Adding additional network interfaces or adding additional IP addresses per network interface to a VM doesn't increase the VM's ingress or egress network bandwidth, but you can configure some machine types for higher bandwidth. For more information, see Configuring a VM with higher bandwidth.

To understand an instance's network performance, view performance metrics for Network Packet Totals, Packet Mean Size, New Connections with VMs/External/Google, Sent to VMs/External/Google, Received From VMs/External/Google, and Firewall Incoming Packets Denied.

Review whether Network Packet Totals, Packet Mean Size, and New Connections with VMs/External/Google are typical for your workload. For example, a web server might experience many connections and small packets, while a database might experience few connections and large packets.

Consistently high outgoing network traffic might indicate the need to change the VM's machine type to a machine type that has a higher egress bandwidth limit.

If you notice high numbers of incoming packets denied by firewalls, visit the Network Intelligence Firewall Insights page in the Google Cloud console to learn more about the origins of denied packets.

Go to the Firewall Insights page

If you think your own traffic is being incorrectly denied by firewalls, you can create and run connectivity tests.

If your instance sends and receives a high amount of traffic from instances in different zones or regions, consider modifying your workload to keep more data within a zone or region to increase latency and decrease costs. For more information, see VM-VM data transfer pricing within Google Cloud.
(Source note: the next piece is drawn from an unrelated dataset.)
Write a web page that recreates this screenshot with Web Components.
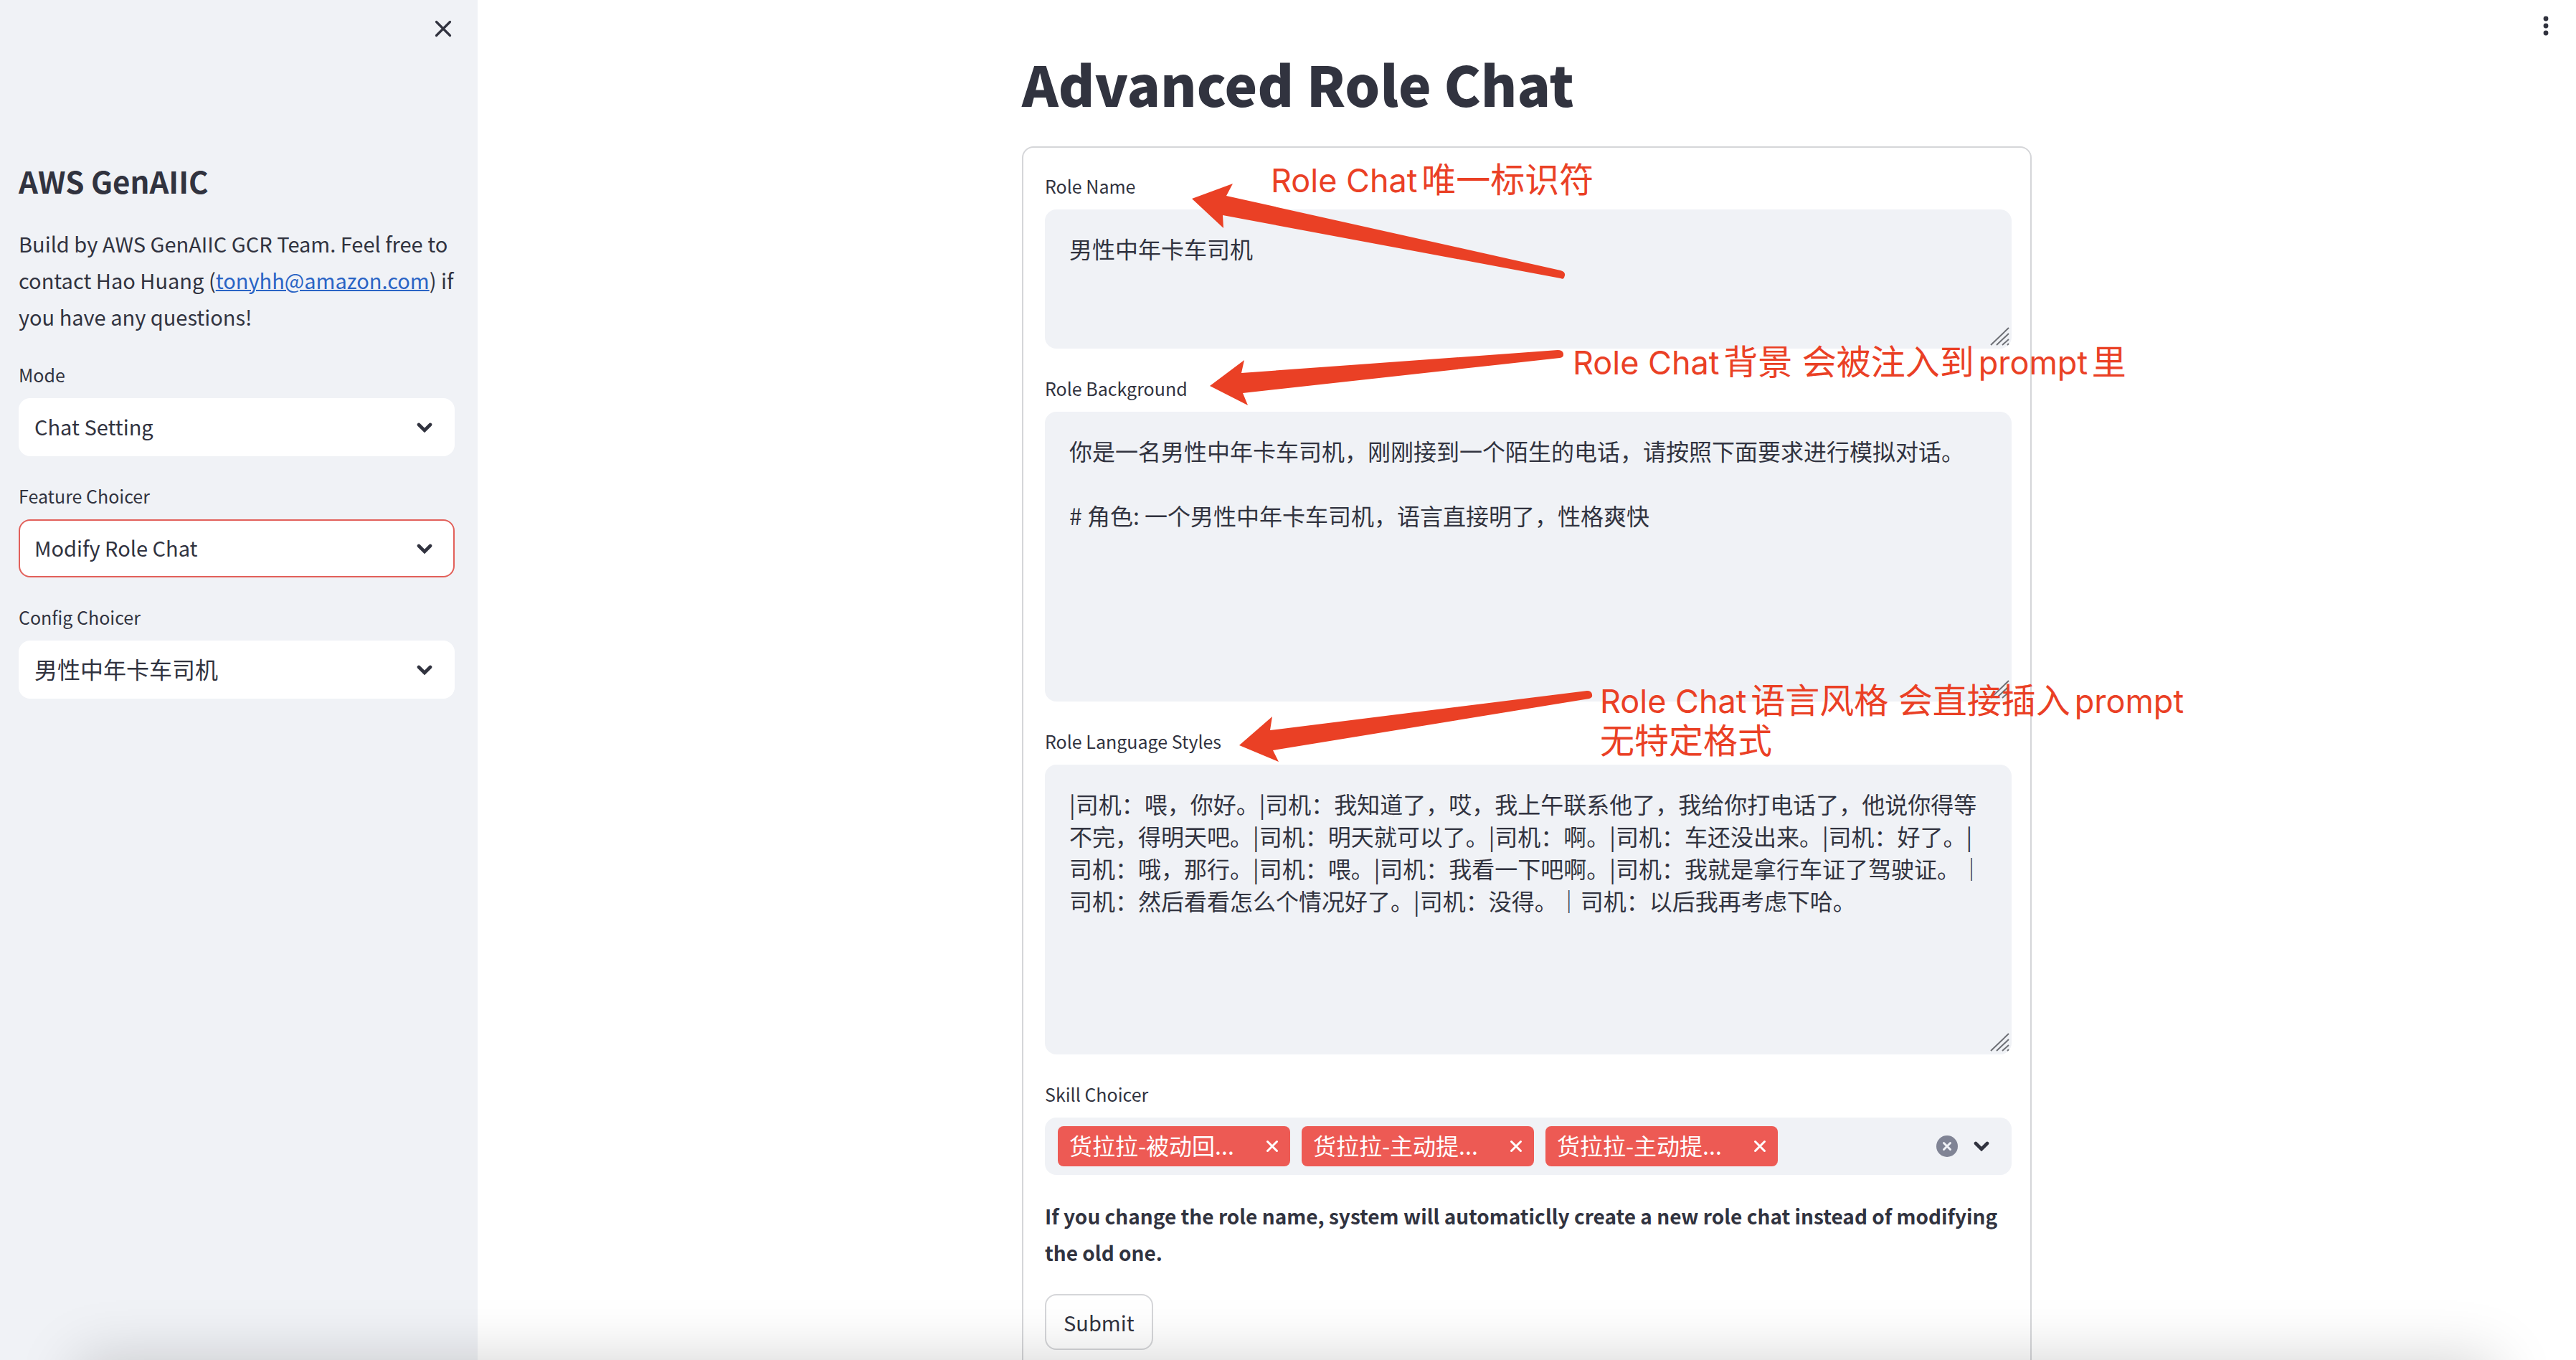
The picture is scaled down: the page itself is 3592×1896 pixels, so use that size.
<!DOCTYPE html>
<html lang="zh-CN">
<head>
<meta charset="utf-8">
<title>Advanced Role Chat</title>
<style>
  html, body { margin: 0; height: 100%; }
  body {
    --ink: #31333f;
    --panel: #f0f2f6;
    --line: #d5d6d9;
    --accent: #ed5a54;
    --note: #ea4025;
    --text: 29px;
    --text-strong: 28px;
    --text-cjk: 32px;
    --small: 25px;
    color: var(--ink);
    background: #fff;
    font: 400 29px/51px "Noto Sans CJK SC", sans-serif;
    overflow: hidden;
  }
  p { margin: 0; font-size: var(--text); line-height: 51px; }
  p.strong { font-size: var(--text-strong); font-weight: 700; }
  a { color: #2a64c5; text-decoration: underline; text-decoration-thickness: 2px; }
</style>
</head>
<body>
<role-app>
  <app-sidebar slot="sidebar" heading="AWS GenAIIC">
    <p>Build by AWS GenAIIC GCR Team. Feel free to contact Hao Huang (<a href="mailto:tonyhh@amazon.com">tonyhh@amazon.com</a>) if you have any questions!</p>
    <select-field label="Mode" value="Chat Setting"></select-field>
    <select-field label="Feature Choicer" value="Modify Role Chat" active></select-field>
    <select-field label="Config Choicer" value="男性中年卡车司机" cjk></select-field>
  </app-sidebar>
  <role-form heading="Advanced Role Chat">
    <text-field label="Role Name" rows="short">男性中年卡车司机</text-field>
    <text-field label="Role Background">你是一名男性中年卡车司机，刚刚接到一个陌生的电话，请按照下面要求进行模拟对话。

# 角色: 一个男性中年卡车司机，语言直接明了，性格爽快</text-field>
    <text-field label="Role Language Styles">|司机：喂，你好。|司机：我知道了，哎，我上午联系他了，我给你打电话了，他说你得等不完，得明天吧。|司机：明天就可以了。|司机：啊。|司机：车还没出来。|司机：好了。|司机：哦，那行。|司机：喂。|司机：我看一下吧啊。|司机：我就是拿行车证了驾驶证。｜司机：然后看看怎么个情况好了。|司机：没得。｜司机：以后我再考虑下哈。</text-field>
    <multi-select label="Skill Choicer">
      <skill-tag>货拉拉-被动回...</skill-tag>
      <skill-tag>货拉拉-主动提...</skill-tag>
      <skill-tag>货拉拉-主动提...</skill-tag>
    </multi-select>
    <p class="strong">If you change the role name, system will automaticlly create a new role chat instead of modifying the old one.</p>
    <submit-button>Submit</submit-button>
    <arrow-layer slot="notes"></arrow-layer>
    <note-text slot="notes" style="left:347px;top:223px"><span>Role Chat</span>唯一标识符</note-text>
    <note-text slot="notes" style="left:768px;top:477px"><span>Role Chat</span>背景 会被注入到<span>prompt</span>里</note-text>
    <note-text slot="notes" style="left:806px;top:949px"><span>Role Chat</span>语言风格 会直接插入<span>prompt</span><br>无特定格式</note-text>
  </role-form>
</role-app>

<script>
const define = (name, render, after) => customElements.define(name, class extends HTMLElement {
  connectedCallback() {
    if (this.shadowRoot) return;
    const root = this.attachShadow({ mode: "open" });
    const attr = key => this.getAttribute(key) || "";
    root.innerHTML = render(attr, this);
    if (after) after(root, this);
  }
});

const fieldStyles = `
  :host { display: block; }
  label { display: block; margin-bottom: 10px; font-size: var(--small); line-height: 46px; }
`;
const chevron = `<svg class="chevron" width="22" height="14" viewBox="0 0 22 14" aria-hidden="true"><path d="M3 3l8 8 8-8" fill="none" stroke="currentColor" stroke-width="4.6" stroke-linecap="round" stroke-linejoin="miter"/></svg>`;

/* Page shell: sidebar, toolbar and the scrolling column */
define("role-app", () => `
  <style>
    :host { display: flex; height: 100vh; overflow: hidden; }
    main { flex: 1; min-width: 0; display: flex; flex-direction: column; overflow: hidden; }
    header { flex: none; height: 62px; display: flex; justify-content: flex-end; align-items: flex-start; padding: 20px 32px 0 0; box-sizing: border-box; }
    button { width: 20px; height: 32px; padding: 0; border: 0; background: none; color: inherit; }
    svg { display: block; }
    .glow { position: fixed; left: 110px; right: 114px; top: 100%; height: 300px; pointer-events: none; box-shadow: 0 0 80px rgba(0, 0, 0, .18); }
  </style>
  <slot name="sidebar"></slot>
  <main>
    <header><button aria-label="Main menu"><svg width="20" height="32" viewBox="0 0 20 32"><g fill="currentColor"><circle cx="10" cy="6" r="3.4"/><circle cx="10" cy="16" r="3.4"/><circle cx="10" cy="26" r="3.4"/></g></svg></button></header>
    <slot></slot>
  </main>
  <div class="glow"></div>`);

define("app-sidebar", attr => `
  <style>
    :host { flex: none; display: block; box-sizing: border-box; width: 666px; height: 100%; padding: 0 32px 0 26px; background: var(--panel); }
    header { display: flex; justify-content: flex-end; box-sizing: border-box; height: 222px; padding: 28px 4px 0 0; }
    button { width: 24px; height: 24px; padding: 0; border: 0; background: none; color: inherit; }
    svg { display: block; }
    section { display: flex; flex-direction: column; gap: 32px; }
    h2 { margin: 0; font-size: 42px; line-height: 60px; font-weight: 700; }
  </style>
  <header><button aria-label="Close sidebar"><svg width="24" height="24" viewBox="0 0 24 24"><path d="M2.500 2.500l19 19M21.500 2.500l-19 19" stroke="currentColor" stroke-width="3.200" stroke-linecap="round"/></svg></button></header>
  <section><h2>${attr("heading")}</h2><slot></slot></section>`);

define("select-field", attr => `
  <style>
    ${fieldStyles}
    .box { display: flex; align-items: center; position: relative; }
    select {
      appearance: none; flex: 1; box-sizing: border-box; height: 81px; padding: 0 70px 4px 20px;
      border: 2px solid #fff; border-radius: 16px; background: #fff; color: inherit;
      font-family: inherit; font-size: var(--text);
    }
    :host([cjk]) select { font-size: var(--text-cjk); }
    :host([active]) select { border-color: #e2605a; }
    .chevron { position: absolute; right: 31px; pointer-events: none; }
  </style>
  <label for="control">${attr("label")}</label>
  <div class="box"><select id="control"><option>${attr("value")}</option></select>${chevron}</div>`);

define("text-field", attr => `
  <style>
    ${fieldStyles}
    .box { display: flex; position: relative; }
    textarea {
      flex: 1; box-sizing: border-box; height: 404px; margin: 0; padding: 30px 32px; resize: none; overflow: hidden;
      border: 2px solid var(--panel); border-radius: 16px; background: var(--panel); color: inherit;
      font-family: inherit; font-size: var(--text-cjk); line-height: 45px;
    }
    :host([rows="short"]) textarea { height: 194px; }
    svg { position: absolute; right: 2px; bottom: 2px; pointer-events: none; }
  </style>
  <label for="control">${attr("label")}</label>
  <div class="box"><textarea id="control"></textarea>
    <svg width="28" height="28" viewBox="0 0 28 28" aria-hidden="true"><path d="M1 25L26 1M9 25L26 9M17 25l9-8M24 25l2-2" stroke="#6e7076" stroke-width="2" fill="none"/></svg>
  </div>`, (root, el) => { root.querySelector("textarea").value = el.textContent; });

define("skill-tag", () => `
  <style>
    :host { display: flex; align-items: center; justify-content: space-between; box-sizing: border-box; width: 324px; height: 56px; padding: 0 16px; border-radius: 8px; background: var(--accent); color: #fff; font-size: var(--text-cjk); }
    span { padding-bottom: 4px; }
    button { width: 18px; height: 18px; padding: 0; border: 0; background: none; color: inherit; }
    svg { display: block; }
  </style>
  <span><slot></slot></span>
  <button aria-label="Remove"><svg width="18" height="18" viewBox="0 0 18 18"><path d="M2.500 2.500l13 13M15.500 2.500l-13 13" stroke="currentColor" stroke-width="3" stroke-linecap="round"/></svg></button>`);

define("multi-select", attr => `
  <style>
    ${fieldStyles}
    .box { display: flex; align-items: center; gap: 16px; box-sizing: border-box; height: 80px; padding: 0 31px 0 18px; border-radius: 16px; background: var(--panel); }
    input { flex: 1; min-width: 0; border: 0; padding: 0; background: none; font: inherit; outline: none; }
    button { width: 30px; height: 30px; padding: 0; border: 0; background: none; }
    svg { display: block; }
    .end { display: flex; align-items: center; gap: 22px; }
  </style>
  <label for="control">${attr("label")}</label>
  <div class="box">
    <slot></slot>
    <input id="control" type="text">
    <div class="end">
      <button aria-label="Clear all"><svg width="30" height="30" viewBox="0 0 30 30"><circle cx="15" cy="15" r="15" fill="#808495"/><path d="M10.500 10.500l9 9M19.500 10.500l-9 9" stroke="#f0f2f6" stroke-width="3" stroke-linecap="round"/></svg></button>
      ${chevron}
    </div>
  </div>`);

define("submit-button", () => `
  <style>
    :host { display: flex; }
    button { box-sizing: border-box; height: 78px; padding: 0 24px; border: 2px solid var(--line); border-radius: 16px; background: #fff; color: inherit; font-family: inherit; font-size: var(--text); }
  </style>
  <button type="submit"><slot></slot></button>`);

/* Red hand-placed notes that lie over the form */
define("note-text", () => `
  <style>
    :host { position: absolute; white-space: nowrap; color: var(--note); font: 400 48px/56px Inter, "Noto Sans CJK SC", sans-serif; text-autospace: normal; }
    ::slotted(span) { font-size: 45px; line-height: 0; }
  </style>
  <slot></slot>`);

define("arrow-layer", () => `
  <style>
    :host { position: absolute; left: 0; top: 0; pointer-events: none; }
    svg { display: block; overflow: visible; }
  </style>
  <svg width="1408" height="1100" viewBox="1425 0 1408 1100" fill="#ea4025" aria-hidden="true">
    <path d="M1662 277L1719 256 1710 273 2176 377Q2183 379 2182 384L2181 387Q2180 390 2176 388L1705 300 1706 318Z"/>
    <path d="M1687 538L1735 502 1731 520 2172 488Q2179 488 2180 493V495Q2180 498 2175 499L1733 548 1740 565Z"/>
    <path d="M1728 1039L1774 999 1771 1018 2213 963Q2219 963 2220 968V969Q2221 972 2216 974L1775 1046 1783 1062Z"/>
  </svg>`);

define("role-form", attr => `
  <style>
    :host { flex: 1; min-height: 0; display: block; }
    .column { position: relative; box-sizing: border-box; width: 100%; max-width: 1408px; margin: 0 auto; }
    h1 { margin: 0 0 34px; font-size: 77px; line-height: 108px; font-weight: 900; }
    form { display: flex; flex-direction: column; gap: 32px; box-sizing: border-box; padding: 30px 26px 30px 30px; border: 2px solid var(--line); border-radius: 16px; }
    .notes { position: absolute; left: 0; top: -62px; }
  </style>
  <div class="column">
    <h1>${attr("heading")}</h1>
    <form onsubmit="return false"><slot></slot></form>
    <div class="notes"><slot name="notes"></slot></div>
  </div>`);
</script>
</body>
</html>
If your instance sends a large amount of traffic to other instances within the same zone, consider a compact placement policy to achieve low network latency.

Bare metal instances

Similar to on-premise hardware, Compute Engine bare metal instances have all CPU sleep states enabled by default. This can cause idle cores to enter a sleep state and can result in reduced network performance of bare metal instances. These sleep states can be disabled in the operating system if you need full network bandwidth performance.

To disable the sleep states on a bare metal instance without needing to restart the instance, use the following script:

for cpu in {0..191}; do
echo "1" | sudo tee /sys/devices/system/cpu/cpu$cpu/cpuidle/state3/disable
echo "1" | sudo tee /sys/devices/system/cpu/cpu$cpu/cpuidle/state2/disable
done

Alternatively, you can update the GRUB configuration file to persist the changes across instance restarts.

# add intel_idle.max_cstate=1 processor.max_cstate=1 to GRUB_CMDLINE_LINUX
sudo vim /etc/default/grub
sudo grub2-mkconfig -o /boot/grub2/grub.cfg
sudo reboot

After the reboot, verify that the C6 and C1E sleep states are disabled:

ls /sys/devices/system/cpu/cpu0/cpuidle/
state0  state1

cat /sys/devices/system/cpu/cpu0/cpuidle/state*/name
POLL
C1

The Input-output Memory Management Unit (IOMMU) is a CPU feature that provides address virtualization for PCI devices. IOMMU can negatively impact networking performance if there are a lot of I/O translation lookaside buffer (IOTLB) misses.

You are more likely to have misses when small pages are used.
For best performance, it is recommended to use large pages (2 MB to 1 GB in size).

Storage performance

Hardware details

Storage is affected by the following hardware constraints:

The total size of all persistent disks combined with the number of vCPUs determine total storage performance. If there are different types of persistent disks attached to a VM, the SSD persistent disk performance limit is shared by all disks on the VM. For more information,see Block storage performance.
When Persistent Disk and Hyperdisk compete with outbound data transfer traffic, 60% of the maximum outbound network bandwidth is used for Persistent Disk and Hyperdisk, and the remaining 40% can be used for outbound network data transfer. For more information, see Other factors that affect performance.
I/O size and queue depth performance are dependant on workloads. Some workloads might not be large enough to use full I/O size and queue depth performance limits.
A VM's machine type affects its storage performance. For more information, see Machine type and vCPU count.

To understand a VM's storage performance, view performance metrics for Throughput, Operations (IOPS), I/O Size, I/O Latency, and Queue Length.

Disk throughput and IOPS indicate whether the VM workload is operating as expected. If throughput or IOPS is lower than the expected maximum listed in the disk type chart, then I/O size, queue length, or I/O latency performance issues might be present.

You can expect I/O size to be between 4-16 KiB for workloads that require high IOPS and low latency, and 256 KiB-1 MiB for workloads that involve sequential or large write sizes. I/O size outside of these ranges indicate disk performance issues.

Queue length, also known as queue depth, is a factor of throughput and IOPS. When a disk performs well, its queue length should be about the same as the queue length recommended to achieve a particular throughput or IOPS level, listed in the Recommended I/O queue depth chart.

I/O latency is dependent on queue length and I/O size. If the queue length or I/O size for a disk is high, the latency will also be high.

If any storage performance metrics indicate disk performance issues, do one or more of the following:

Review Optimizing Persistent Disk performance or Optimize Hyperdisk performance and implement the best practices suggested to improve performance.
Add a Hyperdisk volume or add a new Persistent Disk to your instance to increase the disk performance limits. Disk performance is based on the total amount of storage attached to an instance. This option is the least disruptive as it does not require a you to unmount the file system, restart, or shutdown the instance.
Modify the Hyperdisk to increase the per-disk IOPS and throughput limits. For Persistent Disk, you must increase the size of the disk to increase the per-disk IOPS and throughput limits. Disks don't have any reserved, unusable capacity, so you can use the full disk without performance degradation.
Change the disk type to a disk type that offers higher performance.